Again, this story is the perfect length–not too long or too short. The tone is somewhat desolate at times, which I always enjoy, and the piece is just beautifully written overall.
After the Ascension by Stewart C. Baker
I loved the idea and the brief, poignant imagery of “After the Ascension.” It’s such a tiny piece, but it contains so much. A creepy last line further cements the piece’s strength. It’s difficult to write stories so little that have real impact, and Baker really knocked it out of the park with this one.
Zero by Matthew Fryer
This is a horrifying tale that spoke to me of a subject I’m very passionate about–body image and the demands of the media for a flawless body. Seeing the quest for thinness taken to such extremes is jarring, as it should be.
I don’t just love the message of this piece. It’s also extremely well told. The author uses scientific terms and other knowledge in a manner that is both easy to understand and lends authority to the tale. Not to mention, the character is given motivations, a struggle, and the final choice. I hope the world never gets to a point like this, but I wouldn’t be surprised if it did.
And that’s it! That’s my take on all the stories in Issue 11 of Plasma Frequency Magazine. If you haven’t yet read the issue, I do so hope you will. These authors really deserve to have their work read by as many people as possible. If you do take the time to read it, please consider leaving a review on Amazon or Goodreads. It would be most appreciated it!

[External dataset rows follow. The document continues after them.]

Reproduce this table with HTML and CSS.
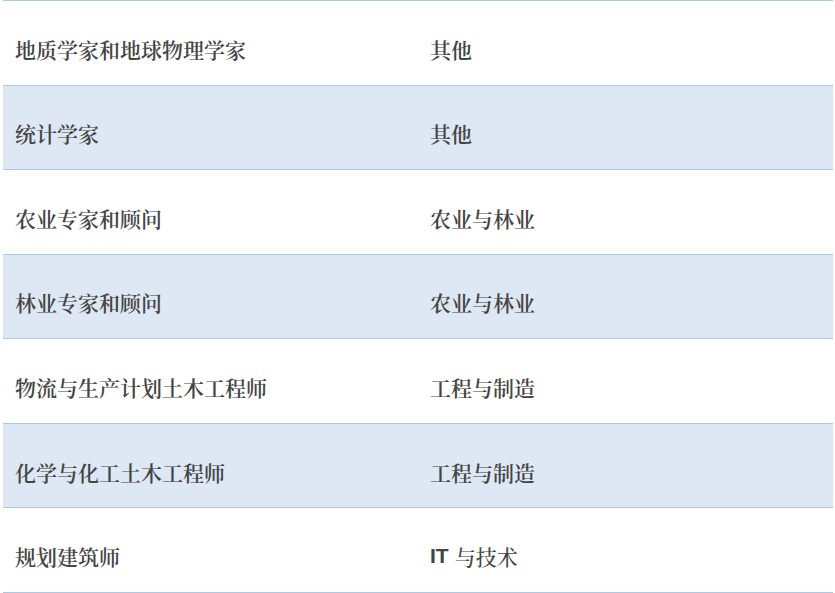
FILE: index.html
```html
<!DOCTYPE html>
<html lang="zh">
<head>
<meta charset="utf-8">
<link rel="stylesheet" href="styles.css">
</head>
<body>
<div class="table">
  <div class="row"><div class="cell">地质学家和地球物理学家</div><div class="cell">其他</div></div>
  <div class="row alt"><div class="cell">统计学家</div><div class="cell">其他</div></div>
  <div class="row"><div class="cell">农业专家和顾问</div><div class="cell">农业与林业</div></div>
  <div class="row alt"><div class="cell">林业专家和顾问</div><div class="cell">农业与林业</div></div>
  <div class="row"><div class="cell">物流与生产计划土木工程师</div><div class="cell">工程与制造</div></div>
  <div class="row alt"><div class="cell">化学与化工土木工程师</div><div class="cell">工程与制造</div></div>
  <div class="row"><div class="cell">规划建筑师</div><div class="cell mixed"><span class="latin">IT</span> 与技术</div></div>
</div>
</body>
</html>
```
FILE: styles.css
```css
html, body {
  margin: 0;
  padding: 0;
  background: #ffffff;
}
.table {
  margin-left: 3px;
  width: 830px;
  border-top: 1px solid #a9c9e9;
}
.row {
  display: flex;
  height: 83.57px;
  border-bottom: 1px solid #a9c9e9;
  background: #ffffff;
}
.row.alt {
  background: #dde8f4;
}
.cell {
  flex: 1 1 0;
  display: flex;
  align-items: center;
  padding: 12px 12px 0;
  font-family: "Noto Serif CJK SC", "Noto Sans CJK SC", serif;
  font-size: 21px;
  font-weight: 600;
  color: #444444;
  white-space: nowrap;
}
.cell.mixed {
  font-weight: 500;
}
.latin {
  font-family: "Liberation Sans", Arial, sans-serif;
  font-weight: 700;
  margin-right: 6px;
}
```
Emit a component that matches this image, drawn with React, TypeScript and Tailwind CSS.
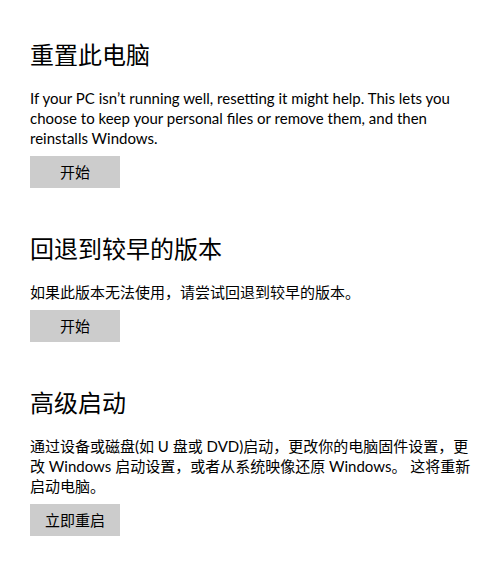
import React from 'react';

type Section = {
    title: string;
    body: string;
    action: string;
};

// Recovery options, in the order they show on the page
const sections: Section[] = [
    {
        title: '重置此电脑',
        body: 'If your PC isn’t running well, resetting it might help. This lets you choose to keep your personal files or remove them, and then reinstalls Windows.',
        action: '开始',
    },
    {
        title: '回退到较早的版本',
        body: '如果此版本无法使用，请尝试回退到较早的版本。',
        action: '开始',
    },
    {
        title: '高级启动',
        body: '通过设备或磁盘(如 U 盘或 DVD)启动，更改你的电脑固件设置，更改 Windows 启动设置，或者从系统映像还原 Windows。 这将重新启动电脑。',
        action: '立即重启',
    },
];

const RecoverySection: React.FC<Section> = ({ title, body, action }) => (
    <section className="flex flex-col items-start">
        <h2 className="text-[24px] leading-[32px] font-normal text-black">{title}</h2>
        <p className="mt-[17px] text-[15px] leading-[20px] text-black">{body}</p>
        <button className="mt-[8px] w-[90px] h-[32px] bg-[#cccccc] text-[15px] text-black">{action}</button>
    </section>
);

const App: React.FC = () => {
    return (
        <div
            className="min-h-screen bg-white pt-[39px] pl-[30px] pr-[26px]"
            style={{ fontFamily: '"Lato", "Noto Sans CJK SC", sans-serif' }}
        >
            <div className="flex flex-col gap-[45px] max-w-[445px]">
                {sections.map((s) => (
                    <RecoverySection key={s.title} {...s} />
                ))}
            </div>
        </div>
    );
};

export default App;
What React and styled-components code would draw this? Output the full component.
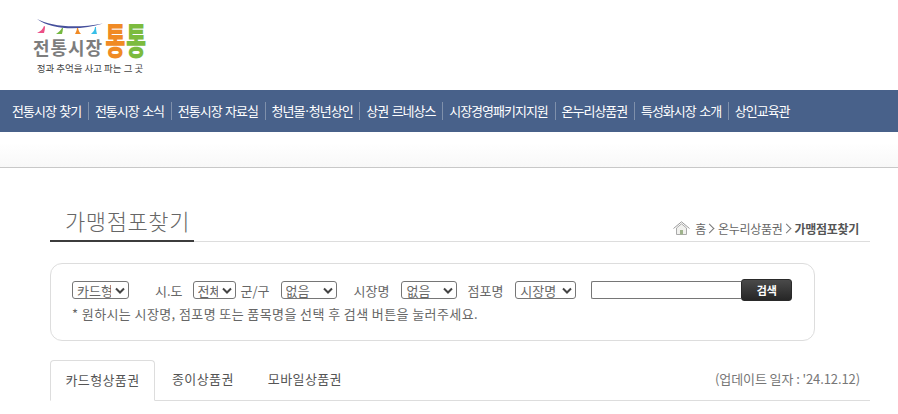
import React from 'react';
import styled, { createGlobalStyle } from 'styled-components';

const KR = `'Noto Sans CJK KR', 'Liberation Sans', sans-serif`;

const GlobalStyle = createGlobalStyle`
  html, body {
    margin: 0;
    padding: 0;
    height: 414px;
    overflow: hidden;
    background: #fff;
    font-family: ${KR};
  }
`;

const NavDot = styled.span`
  margin: 0 -1px;
`;

const menus = [
  '전통시장 찾기',
  '전통시장 소식',
  '전통시장 자료실',
  <>
    청년몰<NavDot>·</NavDot>청년상인
  </>,
  '상권 르네상스',
  '시장경영패키지지원',
  '온누리상품권',
  '특성화시장 소개',
  '상인교육관',
];

const flags = [
  { color: '#ec4f86', d: 'M8 8 C7 11 5 13 1 15 L8 15 C8.5 13 9 11 9 8.5 Z' },
  { color: '#74b83f', d: 'M26 10 C25 12 23 14 20 16 L26 16 C26.5 14 27 12 27 10 Z' },
  { color: '#f08a24', d: 'M41 10 C41 12 40 14 39 16 L45 16 C43 14 42.5 12 42 10 Z' },
  { color: '#38bfe8', d: 'M59 9 C59 12 57 14 55 16 L61 16 C60.5 14 60 12 60 9 Z' },
];

const App = () => {
  return (
    <>
      <GlobalStyle />
      <Header>
        <Logo>
          <LogoLeft>
            <svg viewBox="0 0 68 18" width="68" height="18">
              <path d="M1 1 C14 8 38 11 67 5.5 C44 13 16 12 1 1 Z" fill="#46509c" />
              {flags.map(({ color, d }) => (
                <path key={color} d={d} fill={color} />
              ))}
            </svg>
            <LogoGray>전통시장</LogoGray>
          </LogoLeft>
          <LogoBig>
            <LogoGlyph $color="#f08a24">통</LogoGlyph>
            <LogoGlyph $color="#7cbb3e">통</LogoGlyph>
          </LogoBig>
          <LogoTag>정과 추억을 사고 파는 그 곳</LogoTag>
        </Logo>
      </Header>
      <Nav>
        {menus.map((menu, i) => (
          <NavItem key={i}>{menu}</NavItem>
        ))}
      </Nav>
      <SubBand />
      <Content>
        <TitleBar>
          <Title>가맹점포찾기</Title>
          <Crumbs>
            <svg width="17" height="14" viewBox="0 0 17 14">
              <path d="M0.5 7.5 L8.5 0.8 L16.5 7.5" fill="none" stroke="#9a9a9a" />
              <path d="M3.5 7 L8.5 2.8 L13.5 7 V13.5 H3.5 Z" fill="#f1f1ee" stroke="#aaa" />
              <rect x="7" y="9" width="3" height="4.5" fill="#9fb38c" />
            </svg>
            <span>홈</span>
            <Chevron />
            <span>온누리상품권</span>
            <Chevron />
            <strong>가맹점포찾기</strong>
          </Crumbs>
        </TitleBar>
        <SearchBox>
          <SearchRow>
            <Select $width={57} $mr={26}>
              <option>카드형</option>
            </Select>
            <Label>시.도</Label>
            <Select $width={43} $ml={10} $mr={5}>
              <option>전체</option>
            </Select>
            <Label>군/구</Label>
            <Select $width={56} $ml={11} $mr={17}>
              <option>없음</option>
            </Select>
            <Label>시장명</Label>
            <Select $width={56} $ml={12} $mr={10}>
              <option>없음</option>
            </Select>
            <Label>점포명</Label>
            <Select $width={61} $ml={12} $mr={15}>
              <option>시장명</option>
            </Select>
            <Input />
            <SearchButton>검색</SearchButton>
          </SearchRow>
          <Hint>* 원하시는 시장명, 점포명 또는 품목명을 선택 후 검색 버튼을 눌러주세요.</Hint>
        </SearchBox>
        <Tabs>
          <Tab $active>카드형상품권</Tab>
          <Tab>종이상품권</Tab>
          <Tab>모바일상품권</Tab>
          <Updated>(업데이트 일자 : '24.12.12)</Updated>
        </Tabs>
      </Content>
    </>
  );
};

const Header = styled.header`
  height: 90px;
  padding: 18px 0 0 33px;
  box-sizing: border-box;
`;

const Logo = styled.div`
  width: 114px;
  display: grid;
  grid-template-columns: 72px 42px;
`;

const LogoLeft = styled.div`
  display: flex;
  flex-direction: column;
  svg {
    display: block;
    margin-left: 3px;
  }
`;

const LogoGray = styled.span`
  font-size: 18px;
  font-weight: 700;
  letter-spacing: 0.9px;
  line-height: 22px;
  color: #7d7d7d;
  white-space: nowrap;
`;

const LogoBig = styled.div`
  display: flex;
  align-items: center;
  justify-content: center;
  transform: scaleY(1.7);
`;

const LogoGlyph = styled.span`
  font-size: 22px;
  font-weight: 900;
  line-height: 24px;
  letter-spacing: 0.5px;
  color: ${({ $color }) => $color};
`;

const LogoTag = styled.div`
  grid-column: 1 / 3;
  margin-top: 4px;
  font-size: 9.5px;
  line-height: 13px;
  letter-spacing: -0.03px;
  text-align: center;
  color: #444;
  white-space: nowrap;
`;

const Nav = styled.nav`
  height: 42px;
  background: #48618a;
  display: flex;
  align-items: center;
  padding-left: 12px;
`;

const NavItem = styled.a`
  font-size: 13px;
  letter-spacing: -1px;
  word-spacing: 1.5px;
  color: #fff;
  white-space: nowrap;
  line-height: 18px;
  & + & {
    border-left: 1px solid #7f90ab;
    margin-left: 6.7px;
    padding-left: 6px;
  }
`;

const SubBand = styled.div`
  height: 35px;
  border-bottom: 1px solid #c8c8c8;
  background: linear-gradient(#fff 30%, #f8f8f8);
`;

const Content = styled.main`
  width: 820px;
  margin-left: 50px;
`;

const TitleBar = styled.div`
  height: 74px;
  box-sizing: border-box;
  border-bottom: 1px solid #ddd;
  display: flex;
  justify-content: space-between;
  align-items: flex-end;
`;

const Title = styled.h2`
  margin: 0 0 -1px;
  width: 144px;
  height: 36px;
  box-sizing: border-box;
  padding-left: 15px;
  border-bottom: 2px solid #3c3c3c;
  font-size: 22px;
  font-weight: 300;
  letter-spacing: 0.6px;
  line-height: 29px;
  color: #666;
  white-space: nowrap;
`;

const Crumbs = styled.div`
  display: flex;
  align-items: center;
  gap: 4px;
  height: 26px;
  margin-right: 11px;
  font-size: 12px;
  letter-spacing: -0.3px;
  color: #666;
  strong {
    color: #555;
    font-weight: 700;
  }
  svg {
    margin-right: 1px;
  }
`;

const Chevron = styled.i`
  width: 6px;
  height: 6px;
  margin: 0 1px 0 -4px;
  border-top: 1px solid #777;
  border-right: 1px solid #777;
  transform: rotate(45deg);
`;

const SearchBox = styled.section`
  width: 765px;
  height: 78px;
  margin-top: 21px;
  box-sizing: border-box;
  border: 1px solid #ddd;
  border-radius: 12px;
  padding: 15px 0 0 21px;
`;

const SearchRow = styled.div`
  display: flex;
  align-items: center;
  height: 22px;
`;

const Label = styled.span`
  font-size: 13px;
  color: #666;
  white-space: nowrap;
`;

const Select = styled.select`
  appearance: none;
  width: ${({ $width }) => $width}px;
  height: 18px;
  box-sizing: border-box;
  margin: 0 ${({ $mr }) => $mr || 0}px 0 ${({ $ml }) => $ml || 0}px;
  padding: 1px 17px 0 4px;
  font-family: ${KR};
  font-size: 13px;
  line-height: 15px;
  color: #666;
  border: 1px solid #767676;
  border-radius: 3px;
  background: #fff url("data:image/svg+xml,%3Csvg xmlns='http://www.w3.org/2000/svg' width='10' height='7'%3E%3Cpath d='M1 1.5l4 4 4-4' fill='none' stroke='%23444' stroke-width='2'/%3E%3C/svg%3E") no-repeat right 3px center;
`;

const Input = styled.input`
  width: 150px;
  height: 18px;
  box-sizing: border-box;
  padding: 0;
  border: 1px solid #767676;
  border-right: 0;
  border-radius: 2px 0 0 2px;
`;

const SearchButton = styled.button`
  width: 51px;
  height: 22px;
  padding: 0;
  font-family: ${KR};
  font-size: 11px;
  font-weight: 700;
  color: #fff;
  border: 1px solid #2a2a2a;
  border-radius: 3px;
  background: linear-gradient(#4a4a4a, #262626);
`;

const Hint = styled.p`
  margin: 3px 0 0;
  font-size: 13px;
  line-height: 19px;
  letter-spacing: 0.4px;
  color: #666;
`;

const Tabs = styled.div`
  height: 41px;
  margin-top: 19px;
  box-sizing: border-box;
  border-bottom: 1px solid #ddd;
  display: flex;
  align-items: stretch;
`;

const Tab = styled.div`
  width: ${({ $active }) => ($active ? '105px' : 'auto')};
  height: ${({ $active }) => ($active ? '41px' : '40px')};
  box-sizing: border-box;
  padding: ${({ $active }) => ($active ? '0' : '0 17px')};
  text-align: center;
  font-size: 13px;
  letter-spacing: 0.4px;
  line-height: 38px;
  color: #555;
  background: ${({ $active }) => ($active ? '#fff' : 'transparent')};
  border: ${({ $active }) => ($active ? '1px solid #ddd' : '0')};
  border-bottom: ${({ $active }) => ($active ? '1px solid #fff' : '0')};
  border-radius: 4px 4px 0 0;
`;

const Updated = styled.div`
  margin-left: auto;
  padding-right: 10px;
  font-size: 13px;
  letter-spacing: -0.1px;
  line-height: 38px;
  color: #777;
`;

export default App;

Before I go, I will say there was only one thing about this issue that made me sad. That is, there was only one female author featured in this article. At the time, we weren’t receiving a lot of submissions from female authors which I found troubling. I was going to address this on Twitter or some such avenue, merely asking that more women send us their work. Thankfully, since then we’ve seen a steady up-tick in female submissions and I’m hoping more of them will make it into our next issue.
Thank you once again for reading! I hope you all enjoy this post. Let me know what your favorite story was if you’ve read the issue–I’m very curious!